▶ [Directive] Select every line holding the word "index" and copy it.

● ● ●

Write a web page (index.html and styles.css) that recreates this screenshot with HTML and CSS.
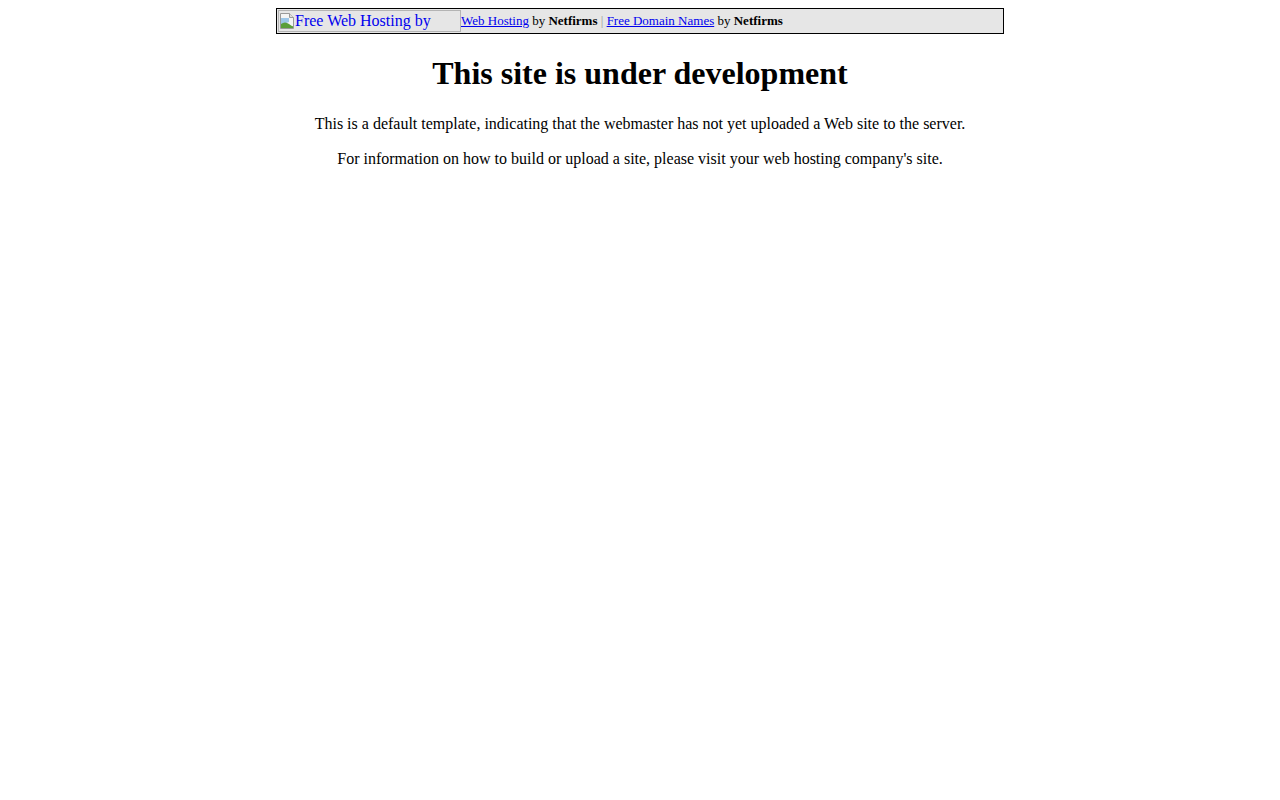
FILE: index.html
```html
<!DOCTYPE html>
<html>
<head>
<meta charset="utf-8">
<title>This site is under development</title>
<link rel="stylesheet" href="styles.css">
</head>
<body>
<table class="bar">
<tr>
<td class="logo-cell"><a href="#" class="broken"><svg class="bicon" width="16" height="16" viewBox="0 0 16 16"><path d="M1.5 0.5 H10.5 L14.5 4.5 V15.5 H1.5 Z" fill="#f4f4f4" stroke="#999"/><path d="M10.5 0.5 V4.5 H14.5" fill="#ddd" stroke="#999"/><path d="M2 5 H10 V9 L2 12 Z" fill="#9cc6e8"/><path d="M2 15 V11 Q6 8 10 11 T14 13 V15 Z" fill="#5a9e3a"/></svg>Free Web Hosting by</a></td>
<td class="links"><a href="#">Web Hosting</a> by <b>Netfirms</b> <span class="sep">|</span> <a href="#">Free Domain Names</a> by <b>Netfirms</b></td>
</tr>
</table>
<h1 class="title">This site is under development</h1>
<p class="msg">This is a default template, indicating that the webmaster has not yet uploaded a Web site to the server.</p>
<p class="msg">For information on how to build or upload a site, please visit your web hosting company's site.</p>
</body>
</html>
```
FILE: styles.css
```css
body {
  margin: 8px;
  font-family: "Liberation Serif", "Times New Roman", serif;
  font-size: 16px;
  color: #000;
  background: #fff;
}
.bar {
  width: 728px;
  margin: 0 auto;
  border: 1px solid #000;
  border-collapse: separate;
  border-spacing: 0;
  background: #e6e6e6;
}
.bar td {
  padding: 1px;
  vertical-align: middle;
}
.logo-cell {
  width: 183px;
  padding-right: 0 !important;
}
.broken {
  display: flex;
  align-items: center;
  box-sizing: border-box;
  width: 183px;
  height: 22px;
  border: 1px solid #b4b4b4;
  color: #0000ee;
  text-decoration: none;
  font-size: 16px;
  line-height: 18px;
  overflow: hidden;
  white-space: nowrap;
}
.bicon {
  flex: none;
  margin-top: -1px;
}
.links {
  font-size: 13px;
  padding-left: 0 !important;
  white-space: nowrap;
}
.links a {
  color: #0000ee;
}
.sep {
  color: #999;
}
.title {
  text-align: center;
  font-size: 32px;
  line-height: 37px;
  margin: 21.44px 0;
}
.msg {
  text-align: center;
  line-height: 19px;
  margin: 16px 0;
}
```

● ● ●

▶ [Output below]
Write a web page (index.html and styles.css) that recreates this screenshot with HTML and CSS.
FILE: index.html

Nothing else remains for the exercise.